B. DES SECTEURS D'INTERVENTION DIVERSIFIÉS
1. Une diversité thématique en évolution
La coopération décentralisée française se traduit par une très grande diversité des thèmes abordés. Témoin de cette dynamique, Cités Unies France développe depuis cinq ans des groupes thématiques relatifs aux principaux domaines d'action de la coopération décentralisée. Ces derniers sont au nombre de 11 :
- la jeunesse ;
- le développement durable et le climat ;
- les achats éthiques ;
- le tourisme responsable ;
- l'eau et l'assainissement ;
- les migrants et le co-développement ;
- l'éducation au développement ;
- la sécurité alimentaire ;
- la coopération urbaine ;
- l'économie ;
- l'énergie.
Cette liste est toutefois loin d'être exhaustive. Ainsi, l'atlas français de la coopération décentralisée recense près de 35 thèmes, les principaux en termes de montants étant l'éducation la santé, l'eau et l'assainissement, l'aide à la gouvernance ainsi que l'agriculture et la pêche.

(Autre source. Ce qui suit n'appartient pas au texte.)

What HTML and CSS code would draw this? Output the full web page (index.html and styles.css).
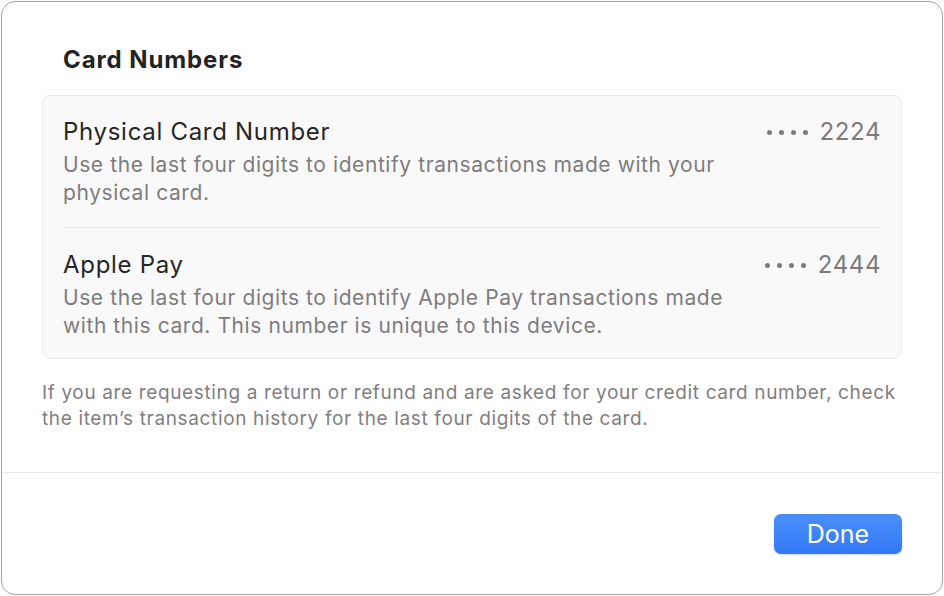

En outre, on constate une évolution des thèmes des projets de coopération pour plusieurs raisons :
• comme le souligne le Président de Cités Unies France, lorsqu'un partenariat ancien existe entre une collectivité française et une collectivité du Sud, les projets suivent l'évolution démographique de la collectivité bénéficiaire. Ainsi, l'on passe de projets tournés vers la santé/maternité et l'école primaire à des actions à visée économique pour employer la jeunesse ;
• la demande des collectivités du Sud évolue. D'une part, elles souhaitent bénéficier de la fourniture d'un matériel ou de la construction d'un bâtiment, qu'il s'agisse d'un bus, d'une clinique, d'un puits. Mais surtout, elles demandent de plus en plus une formation à la gestion et un accompagnement , pour pouvoir, une fois le projet fini, exploiter de façon autonome les fruits de cette action de coopération. D'autre part, ce changement résulte également du contexte politique. On observe ainsi un mouvement de décentralisation et de retrait de l'Etat résultant des principes de « bonne gouvernance » promus en matière d'aide au développement par le FMI, la Banque mondiale et, de manière plus générale, par les institutions internationales. Les collectivités du Sud se trouvent ainsi confrontées à de nouveaux enjeux : assurer de nouvelles compétences ou encore trouver des financements locaux ;
• le développement d'une nouvelle logique en matière d'aide au développement promu par les conférences internationales de l'ONU ou par l'Union européenne allant au delà de l'aide à un Etat et faisant de la collectivité territoriale du Sud non plus seulement un simple bénéficiaire, mais un acteur de son propre développement . En témoigne la déclaration du Secrétaire général des Nations-Unies, lors du Sommet du Millénaire en 2005 : « Comment pouvons-nous espérer atteindre les objectifs du millénaire et de développement sans accomplir de progrès dans des domaines comme l'éducation, la lutte contre la faim, la santé, l'accès à l'eau, les conditions sanitaires et l'égalité des genres? Les villes et les gouvernements locaux ont un rôle crucial à jouer dans tous ces domaines. Si nos objectifs sont mondiaux, c'est au niveau local qu'ils peuvent être le plus efficaces ». Rejoignant le point précédent, il s'agit désormais de donner les moyens à la collectivité du Sud d'agir, par un transfert de savoir faire.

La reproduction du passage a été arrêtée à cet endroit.